Trying to maintain their weight helped low-income, overweight African American women stave off depression, researchers reported.

The researchers looked at the confluence of two debilitating health issues. Depression is among the most common and disabling mental health conditions in the United States, and nearly 15 percent of African-American women will experience major depression in their lifetimes. Additionally, depressed African-American adults are less likely to get treatment for depression than are white people. Obesity is also disproportionately prevalent among African-American women.

At the start of the study, about 20 percent of the 185 participants reported symptoms of moderate to severe depression. Among the group in the weight management program, that number fell to about 10 percent after a year and after 18 months. Among the control group, there was no change.

“This equates to an almost 50 percent reduction in the proportion of intervention participants with moderate to severe depression,” the Duke University researchers wrote in the study, published recently in the American Journal of Public Health.

“It is exciting that we improved depression among a population that is severely socioeconomically disadvantaged and has limited access to depression treatment,” the lead author, Dori Steinberg, a research scholar with the Duke Digital Health Science Center, said in a statement.

Half the women, drawn from community health centers in North Carolina, were enrolled in a weight management program that included counseling, education, health-goal setting and self-monitoring. That program, called the Shape Program, included no mention of mood. The other women received the usual care, which included newsletters covering various health issues and a brochure on healthy weights.

The women were ages 25 to 44, with a body mass index - a measure of weight compared with height - that put them in the overweight to obese category. Eight percent of them had less than a college degree, and most were employed, though nearly three-quarters reported an annual income below $30,000.

After a year, 62 percent of the women in the weight-gain prevention program were at or below their beginning weight, compared with 45 percent of the group of women who got the usual care. The results were similar at 18 months. At that point, 14 of the women in the usual care group and nine in the intervention group reported taking a depression medication.

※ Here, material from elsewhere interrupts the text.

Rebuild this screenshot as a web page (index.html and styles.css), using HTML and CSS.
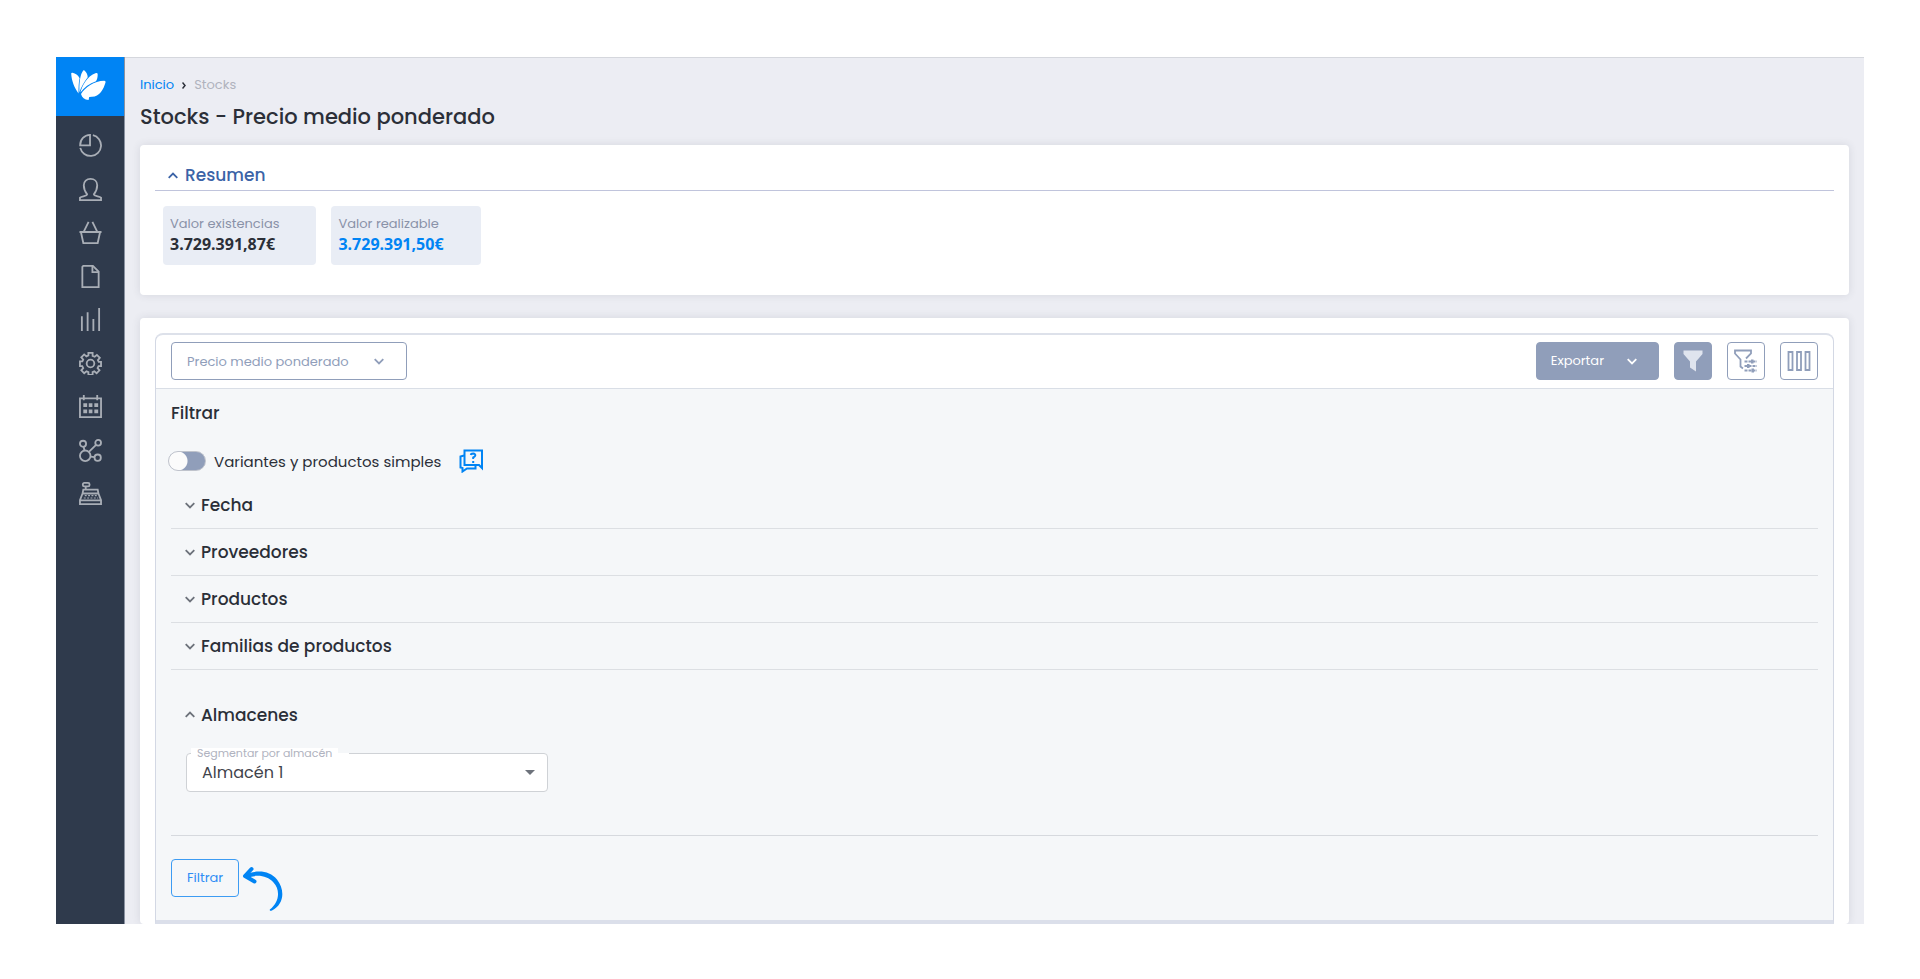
FILE: index.html
```html
<!DOCTYPE html>
<html lang="es">
<head>
  <meta charset="UTF-8">
  <meta name="viewport" content="width=device-width, initial-scale=1.0">
  <title>Stocks - Precio medio ponderado</title>
  <link rel="stylesheet" href="styles.css">
</head>
<body>

  <div class="app">

    <!-- Sidebar -->
    <aside class="sidebar">
      <a href="#" class="logo" aria-label="Inicio">
        <svg viewBox="0 0 35 30" width="35" height="30">
          <path d="M7.500 23.500C3.500 18 0.500 11 0.200 3.600Q0.300 2.500 1.500 2.800C4.500 3.500 7 5 8.600 8.200C7.700 12 7.500 17 7.500 23.500Z"/>
          <path d="M8.400 22.500C8.200 14 8.800 5 12.200 0.500Q12.800 -0.200 13.500 0.600C15.500 2.300 16.600 4.800 16.700 7.200C13 12 10 17 8.400 22.500Z"/>
          <path d="M9.400 22.500C11 16.500 15.500 6.500 25 3.100Q26.700 2.800 26.700 4.500C26.700 7 26.200 9.500 25 11.300C18.500 13.500 13 17.500 9.400 22.500Z"/>
          <path d="M10 24C14 17.500 23 11 33.300 10.800Q35 10.900 34.500 12.500C32.500 19.500 28.500 26.500 21 26.800L18.200 27L17.600 30C13.500 29.800 11 27.500 10 24Z"/>
        </svg>
      </a>
      <nav class="menu">
        <a href="#" aria-label="Panel">
          <svg viewBox="0 0 24 24"><path d="M11.500 11.800H1.200C1.200 5.500 5.500 1.200 11.500 1Z"/><path d="M14.500 1.200A11 11 0 1 1 1.300 14.500"/></svg>
        </a>
        <a href="#" aria-label="Clientes">
          <svg viewBox="0 0 24 24"><path d="M1 23V20.500C3 19 8.500 19 8.500 17C6.500 14.500 5 11.500 5 7.500C5 3.500 8 1 12 1S19 3.500 19 7.500C19 11.500 17.500 14.500 15.500 17C15.500 19 21 19 23 20.500V23Z"/></svg>
        </a>
        <a href="#" aria-label="Ventas">
          <svg viewBox="0 0 24 24"><path d="M0.500 11.500H23.500M2 11.500L4.500 23H19.500L22 11.500M5 11L10 1M19 11L14 1"/></svg>
        </a>
        <a href="#" aria-label="Documentos">
          <svg viewBox="0 0 24 24"><path d="M4.500 1H14.500L20.500 7V23H3.500V2Z"/><path d="M14 1V7.500H20.500"/></svg>
        </a>
        <a href="#" aria-label="Informes">
          <svg viewBox="0 0 24 24"><path d="M3 8.500V24M9 4.500V24M15 11.500V24M21 0V24"/></svg>
        </a>
        <a href="#" aria-label="Ajustes">
          <svg viewBox="0 0 24 24"><path d="M9.800 1h4.400v3l2.200 1 2.300-2 3 3-2 2.400.9 1.900H23v4.400h-2.600l-1 2 2 2.400-3 3-2.400-2-1.800.9v2.900H9.800v-2.900l-2-.9-2.400 2-3-3 2-2.400-1-2H1V9.800h2.500l.9-1.900-2-2.400 3-3 2.300 2 2.100-1Z"/><circle cx="12" cy="12" r="4"/></svg>
        </a>
        <a href="#" aria-label="Calendario">
          <svg viewBox="0 0 24 24"><path d="M1 3.500H23V23H1ZM5 0V5.500M19 0V5.500"/><path class="solid" d="M4.500 8.500H8.500V12.500H4.500ZM10.200 8.500H14V12.500H10.200ZM16 8.500H20V12.500H16ZM4.500 15H8.500V19H4.500ZM10.200 15H14V19H10.200ZM16 15H20V19H16Z"/></svg>
        </a>
        <a href="#" aria-label="Integraciones">
          <svg viewBox="0 0 24 24"><circle cx="4.200" cy="5" r="3.200"/><circle cx="20" cy="4" r="3"/><circle cx="6.500" cy="17.500" r="5.500"/><circle cx="19.500" cy="19.500" r="3.300"/><path d="M4.800 8L5.700 12M10.300 13.500L17.800 6.200M12 18.300L16.200 19"/></svg>
        </a>
        <a href="#" aria-label="TPV">
          <svg viewBox="0 0 24 24"><rect x="4" y="1" width="7" height="3.500" rx="1.500"/><path d="M7 4.500V8M4.500 8H19.500L20.300 12H3.700ZM3.700 12L1 19V23H23V19L20.300 12M1 19.200H23"/><path stroke-width="1.200" stroke-dasharray="2 1.500" d="M6 14.200H19M5 16.700H20"/></svg>
        </a>
      </nav>
    </aside>

    <!-- Main content -->
    <main class="content">
      <nav class="breadcrumb">
        <a href="#">Inicio</a>
        <svg width="4" height="7" viewBox="0 0 4 7"><path d="M0.500 0.500L3 3.500L0.500 6.500"/></svg>
        <span>Stocks</span>
      </nav>
      <h1>Stocks - Precio medio ponderado</h1>

      <!-- Resumen -->
      <section class="card summary">
        <button type="button" class="summary-toggle">
          <svg class="chevron" viewBox="0 0 10 7"><path d="M0.700 5.800L5 1.500L9.300 5.800"/></svg>
          Resumen
        </button>
        <div class="tiles">
          <div class="tile">
            <span class="tile-label">Valor existencias</span>
            <strong>3.729.391,87€</strong>
          </div>
          <div class="tile">
            <span class="tile-label">Valor realizable</span>
            <strong class="blue">3.729.391,50€</strong>
          </div>
        </div>
      </section>

      <!-- Listado -->
      <section class="card listing">
        <div class="panel">
          <div class="toolbar">
            <div class="view-select">
              <select aria-label="Vista">
                <option>Precio medio ponderado</option>
              </select>
              <svg class="chevron" viewBox="0 0 10 7"><path d="M0.700 1.200L5 5.500L9.300 1.200"/></svg>
            </div>
            <div class="actions">
              <button type="button" class="btn btn-export">
                Exportar
                <svg class="chevron" viewBox="0 0 10 7"><path d="M0.700 1.200L5 5.500L9.300 1.200"/></svg>
              </button>
              <button type="button" class="btn btn-icon btn-active" aria-label="Filtrar listado">
                <svg width="20" height="22" viewBox="0 0 20 22"><path class="funnel" d="M0.500 0.500H19.500V4L13 11.500V21.500L7 17.500V11.500L0.500 4Z"/></svg>
              </button>
              <button type="button" class="btn btn-icon" aria-label="Filtros guardados">
                <svg width="24" height="24" viewBox="0 0 24 24"><path d="M9 19.500L6.500 17.500V10.500L1 4.500V1.500H17V4.500L12 9.500"/><path d="M10.500 12.500H23M10.500 17H23M10.500 21.500H23" stroke-dasharray="3 1"/><path class="knob" d="M17 10.500H19.500V14.500H17ZM13 15H15.500V19H13ZM17.500 19.500H20V23.500H17.500Z"/></svg>
              </button>
              <button type="button" class="btn btn-icon" aria-label="Columnas">
                <svg width="24" height="20" viewBox="0 0 24 20"><path d="M1.500 1H5.500V19H1.500ZM10 1H14V19H10ZM18.500 1H22.500V19H18.500Z"/></svg>
              </button>
            </div>
          </div>

          <form class="filters">
            <h2>Filtrar</h2>
            <div class="switch-row">
              <input type="checkbox" id="variantes" class="switch">
              <label for="variantes">Variantes y productos simples</label>
              <button type="button" class="help" aria-label="Ayuda">
                <svg width="24" height="24" viewBox="0 0 24 24"><path d="M5.500 1.500H23V19L20 16H5.500Z"/><path d="M5 6.500L1.500 7.500V18.500L3.500 19V22.500L8 19.500H16.500V16"/><path d="M11.800 6Q12 4.500 14.200 4.500Q16.500 4.700 16.300 6.500Q16.200 7.500 14.200 8.500V10M14.200 12V14"/></svg>
              </button>
            </div>

            <button type="button" class="accordion"><svg class="chevron" viewBox="0 0 10 7"><path d="M0.700 1.200L5 5.500L9.300 1.200"/></svg>Fecha</button>
            <button type="button" class="accordion"><svg class="chevron" viewBox="0 0 10 7"><path d="M0.700 1.200L5 5.500L9.300 1.200"/></svg>Proveedores</button>
            <button type="button" class="accordion"><svg class="chevron" viewBox="0 0 10 7"><path d="M0.700 1.200L5 5.500L9.300 1.200"/></svg>Productos</button>
            <button type="button" class="accordion"><svg class="chevron" viewBox="0 0 10 7"><path d="M0.700 1.200L5 5.500L9.300 1.200"/></svg>Familias de productos</button>

            <div class="accordion-open">
              <button type="button" class="accordion"><svg class="chevron" viewBox="0 0 10 7"><path d="M0.700 5.800L5 1.500L9.300 5.800"/></svg>Almacenes</button>
              <div class="field">
                <label for="almacen">Segmentar por almacén</label>
                <select id="almacen">
                  <option>Almacén 1</option>
                </select>
                <span class="caret"></span>
              </div>
            </div>

            <div class="submit-row">
              <button type="submit" class="btn btn-submit">Filtrar</button>
              <svg class="arrow" width="42" height="46" viewBox="0 0 42 46">
                <path class="arrow-body" d="M5 8C16 3.500 28 5 35 13.500C43 23.500 42.500 38 30 44.500Q27.500 45.500 27.800 43.500C37.500 36 38.500 24 31.500 16.500C25 9.500 15 8 5 12Z"/>
                <path class="arrow-head" d="M9.500 3L3 10L12.500 15.500"/>
              </svg>
            </div>
          </form>
        </div>
      </section>
    </main>

  </div>

</body>
</html>
```
FILE: styles.css
```css
/* Global Styles */
* {
  box-sizing: border-box;
}

body {
  margin: 0;
  padding: 57px 56px 55px;
  background-color: #fff;
  color: #2b2f38;
  font-family: Poppins, Inter, sans-serif;
  font-size: 15px;
}

button,
select,
input {
  font-family: inherit;
}

button {
  cursor: pointer;
}

svg {
  display: block;
  fill: none;
  stroke: currentColor;
}

.app {
  display: flex;
  overflow: hidden;
  background-color: #ecedf3;
}

/* Sidebar */
.sidebar {
  flex: none;
  width: 69px;
  background-color: #2f3a4c;
  border-right: 1px solid #8a92a1;
}

.logo {
  display: flex;
  align-items: center;
  justify-content: center;
  height: 59px;
  padding: 0 4px 3px 0;
  background-color: #0084f4;
}

.logo svg {
  fill: #fff;
  stroke: none;
}

.menu {
  display: flex;
  flex-direction: column;
  align-items: center;
  justify-content: space-between;
  height: 389px;
  padding-top: 18px;
  color: #a9aeb6;
}

.menu a {
  color: inherit;
}

.menu svg {
  width: 23px;
  height: 23px;
  stroke-width: 1.9;
}

.menu .solid {
  fill: currentColor;
  stroke: none;
}

/* Main content */
.content {
  flex: 1;
  min-width: 0;
  padding: 18px 15px 0;
  border-top: 1px solid #d5d7dd;
}

.breadcrumb {
  display: flex;
  align-items: center;
  gap: 8px;
  font-size: 13px;
  line-height: 18px;
  color: #b0b3bd;
}

.breadcrumb a {
  color: #0084f4;
  text-decoration: none;
}

.breadcrumb svg {
  color: #2b2f38;
  stroke-width: 1.5;
}

h1 {
  margin: 8px 0 13px;
  font-size: 21px;
  line-height: 30px;
  font-weight: 500;
}

.card {
  background-color: #fff;
  border-radius: 4px;
  box-shadow: 0 0 8px rgba(47, 58, 76, 0.12);
}

.chevron {
  flex: none;
  width: 10px;
  height: 7px;
  stroke-width: 1.8;
}

/* Resumen */
.summary {
  padding: 17px 15px 30px;
}

.summary-toggle {
  display: flex;
  align-items: center;
  gap: 7px;
  width: 100%;
  padding: 0 13px 1px;
  border: 0;
  border-bottom: 1px solid #c0c4dc;
  background: none;
  color: #3b63a7;
  font-size: 17px;
  line-height: 27px;
  font-weight: 500;
}

.tiles {
  display: flex;
  gap: 15px;
  padding: 15px 8px 0;
}

.tile {
  padding: 8px 37px 10px 7px;
  border-radius: 4px;
  background-color: #e9edf5;
}

.tile-label {
  display: block;
  color: #8a92a8;
  font-size: 13px;
  line-height: 20px;
}

.tile strong {
  display: block;
  font-family: "Noto Sans", sans-serif;
  font-size: 16px;
  line-height: 21px;
}

.tile .blue {
  color: #0084f4;
}

/* Listado */
.listing {
  margin-top: 23px;
  padding: 15px 15px 0;
}

.panel {
  border: 1px solid #d3d8e4;
  border-top: 2px solid #dde1ea;
  border-bottom: 4px solid #dbdfea;
  border-radius: 8px 8px 0 0;
}

.toolbar {
  display: flex;
  justify-content: space-between;
  padding: 7px 15px 8px;
  border-bottom: 1px solid #d9dee6;
}

.view-select {
  position: relative;
  color: #909eba;
}

.view-select select {
  appearance: none;
  width: 236px;
  height: 38px;
  padding: 0 15px;
  border: 1px solid #909eba;
  border-radius: 4px;
  background-color: #fff;
  color: inherit;
  font-size: 13px;
}

.view-select .chevron {
  position: absolute;
  top: 16px;
  right: 23px;
  pointer-events: none;
}

.actions {
  display: flex;
  gap: 15px;
}

.btn {
  display: flex;
  align-items: center;
  justify-content: center;
  height: 38px;
  padding: 0 15px;
  border: 1px solid #909eba;
  border-radius: 4px;
  background-color: #fff;
  color: #909eba;
  font-size: 13px;
}

.btn-export {
  gap: 23px;
  padding: 0 21px 0 14px;
  background-color: #909eba;
  color: #fff;
}

.btn-icon {
  width: 38px;
  padding: 0;
}

.btn-icon svg {
  stroke-width: 1.8;
}

.btn-icon .knob {
  fill: currentColor;
  stroke: none;
}

.btn-active {
  background-color: #909eba;
}

.btn-icon .funnel {
  fill: #dfe4ee;
  stroke: none;
}

/* Filtros */
.filters {
  padding: 12px 15px 23px;
  background-color: #f5f7f9;
}

h2 {
  margin: 0;
  font-size: 17px;
  line-height: 24px;
  font-weight: 500;
}

.switch-row {
  display: flex;
  align-items: center;
  height: 24px;
  margin: 24px 0 9px;
}

.switch {
  appearance: none;
  width: 38px;
  height: 20px;
  margin: 0 8px 0 -3px;
  border: 1px solid #bfc3cc;
  border-radius: 10px;
  background: radial-gradient(circle at 9px 9px, #fbfbfb 9px, #909eba 10px);
}

.help {
  margin-left: 18px;
  padding: 0;
  border: 0;
  background: none;
  color: #0084f4;
}

.help svg {
  stroke-width: 2;
}

.accordion {
  display: flex;
  align-items: center;
  gap: 6px;
  width: 100%;
  height: 47px;
  padding: 0 14px;
  border: 0;
  border-bottom: 1px solid #dcdfe3;
  background: none;
  color: #2b2f38;
  font-size: 17px;
  font-weight: 500;
}

.accordion .chevron {
  color: #6d727b;
}

.accordion-open {
  padding: 21px 0 43px;
  border-bottom: 1px solid #d6d9de;
}

.accordion-open .accordion {
  border-bottom: 0;
}

.field {
  position: relative;
  width: 362px;
  max-width: 100%;
  margin: 15px 15px 0;
}

.field label {
  position: absolute;
  top: -5px;
  left: 5px;
  padding: 0 6px;
  background-color: #fff;
  color: #b0b3c0;
  font-size: 11px;
  line-height: 10px;
}

/* Gap in the border after the label */
.field label::after {
  content: "";
  position: absolute;
  top: 5px;
  left: 100%;
  width: 11px;
  height: 1px;
  background-color: #fff;
}

.field select {
  appearance: none;
  display: block;
  width: 100%;
  height: 39px;
  padding: 0 15px;
  border: 1px solid #cfd2d6;
  border-radius: 4px;
  background-color: #fff;
  color: #3f434b;
  font-size: 16px;
}

.caret {
  position: absolute;
  top: 17px;
  right: 13px;
  border: 5px solid transparent;
  border-top-color: #6d727b;
  border-bottom: 0;
  pointer-events: none;
}

.submit-row {
  display: flex;
  align-items: flex-start;
  gap: 3px;
  height: 61px;
  padding-top: 23px;
}

.btn-submit {
  border-color: #3d9cf3;
  background-color: transparent;
  color: #2f8df5;
}

.arrow {
  flex: none;
  margin-top: 7px;
}

.arrow-body {
  fill: #0084f4;
  stroke: none;
}

.arrow-head {
  stroke: #0084f4;
  stroke-width: 4;
  stroke-linecap: round;
  stroke-linejoin: round;
}
```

Depression was assessed using a standard questionnaire, and the women’s heights and weights were taken by trained staff.

Other studies have shown that African-American women have a more difficult time losing weight than women in other groups; it’s not clear why, the researchers said. But Steinberg said differences in norms about weight and physical activity, as well as other stresses, may be partly at the heart of it.

“These higher occurrences may also have an impact on psychosocial outcomes such as depression,” Steinberg said. “So interventions that focus on behavioral weight control may present a useful opportunity to address both obesity and depression.”